Pour atteindre ce niveau, on a activement poussé les élèves, même ceux avec des acquis limités, à prolonger leurs études, créant ainsi des effets paradoxaux. Si le nombre de diplômés a augmenté, le niveau de compétence de ces derniers n’a pas suivi, notamment chez les bacheliers. Le ministère de l’Éducation observe d’ailleurs une baisse des acquis dès la fin du primaire, surtout chez les élèves en difficulté.
Par conséquent, il est plus facile de prolonger les cursus que d’assurer l’acquisition des fondamentaux pour tous. Pour y parvenir, des investissements strictement pédagogiques, misant davantage sur la qualité que sur la quantité, seraient nécessaires.
Des travailleurs plus qualifiés ?
Influencés par la théorie du capital humain, nous croyons que plus de diplômes équivaut à plus de compétences "rentables" pour l’économie. Mais encore faut-il que ces diplômés puissent réellement exercer leurs compétences. En réalité, la correspondance entre formation et emploi n’existe que pour une minorité de travailleurs. Les flux de diplômés excèdent largement les besoins en emplois qualifiés, ce qui engendre un déclassement par rapport aux attentes.

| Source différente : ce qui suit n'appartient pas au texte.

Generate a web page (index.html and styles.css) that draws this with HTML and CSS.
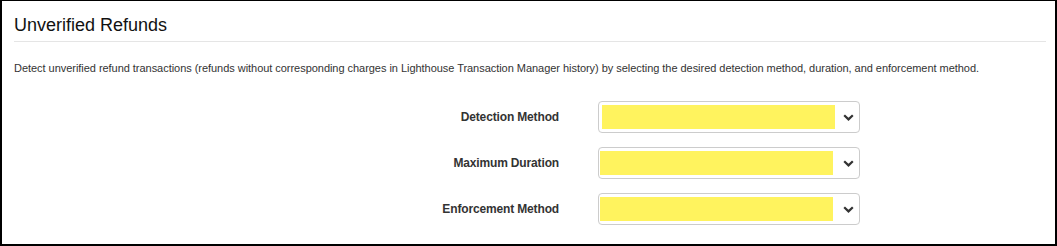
FILE: index.html
```html
<!DOCTYPE html>
<html>
<head>
<meta charset="utf-8">
<link rel="stylesheet" href="styles.css">
</head>
<body>
<div class="panel">
  <h3 class="title">Unverified Refunds</h3>
  <p class="desc">Detect unverified refund transactions (refunds without corresponding charges in Lighthouse Transaction Manager history) by selecting the desired detection method, duration, and enforcement method.</p>
  <div class="form">
    <label class="label">Detection Method</label>
    <div class="select">
      <span class="value value-wide"></span>
      <svg class="chev" width="11" height="7" viewBox="0 0 11 7"><path d="M1.2 1.2 L5.5 5.4 L9.8 1.2" fill="none" stroke="#333" stroke-width="2.2"/></svg>
    </div>
    <label class="label">Maximum Duration</label>
    <div class="select">
      <span class="value"></span>
      <svg class="chev" width="11" height="7" viewBox="0 0 11 7"><path d="M1.2 1.2 L5.5 5.4 L9.8 1.2" fill="none" stroke="#333" stroke-width="2.2"/></svg>
    </div>
    <label class="label">Enforcement Method</label>
    <div class="select">
      <span class="value"></span>
      <svg class="chev" width="11" height="7" viewBox="0 0 11 7"><path d="M1.2 1.2 L5.5 5.4 L9.8 1.2" fill="none" stroke="#333" stroke-width="2.2"/></svg>
    </div>
  </div>
</div>
</body>
</html>
```
FILE: styles.css
```css
html, body {
  margin: 0;
  padding: 0;
  background: #fff;
}
body {
  font-family: "Liberation Sans", Arial, sans-serif;
  color: #333;
}
.panel {
  box-sizing: border-box;
  width: 1057px;
  height: 246px;
  border: 2px solid #000;
  border-top-width: 1px;
  padding: 0 9px 0 12px;
}
.title {
  margin: 0;
  padding: 14px 0 6px 0;
  font-size: 18px;
  line-height: 20px;
  font-weight: normal;
  color: #111;
  border-bottom: 1px solid #e5e5e5;
}
.desc {
  margin: 18px 0 0 0;
  font-size: 11px;
  line-height: 17px;
  color: #333;
  white-space: nowrap;
  letter-spacing: -0.04px;
}
.form {
  display: grid;
  grid-template-columns: 545px 262px;
  column-gap: 39px;
  row-gap: 14px;
  margin-top: 24px;
  align-items: center;
}
.label {
  text-align: right;
  font-weight: bold;
  font-size: 12px;
  letter-spacing: -0.15px;
  color: #333;
}
.select {
  box-sizing: border-box;
  height: 32px;
  border: 1px solid #ccc;
  border-radius: 4px;
  padding: 3px 0 3px 1px;
  display: flex;
  align-items: stretch;
}
.value {
  width: 233px;
  background: #fff35e;
}
.value-wide {
  margin-left: 2px;
}
.chev {
  align-self: center;
  margin-left: auto;
  margin-right: 5px;
}
```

De plus, la notion de qualification se réduit souvent au diplôme obtenu, alors qu’un métier requiert un panel de compétences bien plus large. À l’évidence, la promesse d’égalité des chances n’a pas été tenue. Les diplômes les plus sélectifs continuent de « payer », mais les jeunes peu ou pas diplômés restent relégués, tandis que la majorité des diplômés de niveau intermédiaire, tels que les bacheliers et licenciés, subissent un déclassement continu.
Le triomphe de la compétition et de l’utilité
Quand tout se joue à l’école, l’utilitarisme domine. On étudie d’abord ce qui est perçu comme utile à la sélection. Cette tendance s’accentue avec la massification scolaire qui renforce la concurrence. Ainsi, la valeur éducative des études est supplantée par leur valeur sélective.
Les familles choisissent les formations et établissements jugés les plus efficaces, indépendamment de leurs valeurs, pour maximiser les chances de réussite. Cette logique renforce le séparatisme scolaire avec des ghettos de riches et de pauvres.
Les élèves se concentrent sur ce qui semble rentable, plutôt que sur ce qui les passionne. Ils sont de plus en plus stressés, tout comme leurs parents qui, quand ils le peuvent, recourent à des soutiens scolaires. Finalement, quand tout se joue à l’école, même l’éducation familiale se scolarise. Les parents deviennent des « coachs », ce qui creuse encore davantage les inégalités scolaires, sans nécessairement favoriser l’épanouissement des jeunes.
Vainqueurs et vaincus
Lorsque l’école a le monopole de la définition du mérite, elle modifie la perception des inégalités. Les parcours scolaires, bien qu’encore influencés par les origines sociales, remplacent les destins de classe. Le discours méritocratique distingue les vainqueurs, qui mériteraient leur succès, des vaincus, jugés responsables de leur échec.
Depuis une trentaine d’années, cette dynamique a profondément transformé les comportements électoraux. Dans de nombreux pays, le vote ouvrier, traditionnellement ancré à gauche, a basculé vers l’abstention et l’extrême droite, car il est devenu le vote des non-diplômés. Ces derniers se sentent méprisés par des élites qui ne doivent leur succès qu’à elles-mêmes.
La dystopie décrite par Michael Young dans The Rise of the Meritocracy il y a plus de soixante ans se réalise. La massification scolaire, en promouvant des valeurs démocratiques, engendre aussi la haine de soi et des autres, et le mépris devient l’émotion sociale la plus partagée.
Faire autrement
La valorisation exclusive de l’égalité des chances méritocratique vise à promouvoir l’accès des élèves les plus méritants aux meilleures écoles et à lutter contre les discriminations qui freinent la mobilité ascendante des jeunes issus de milieux modestes. Mais cette politique centrée sur l’élite laisse de côté la majorité des élèves.
Pour être juste, l’égalité des chances exige de donner la priorité aux plus faibles. C’est pourquoi la formation commune, à savoir l’école élémentaire et le collège en France, devrait assurer à tous les élèves le niveau d’éducation requis pour devenir des citoyens épanouis, avec une attention particulière aux plus vulnérables.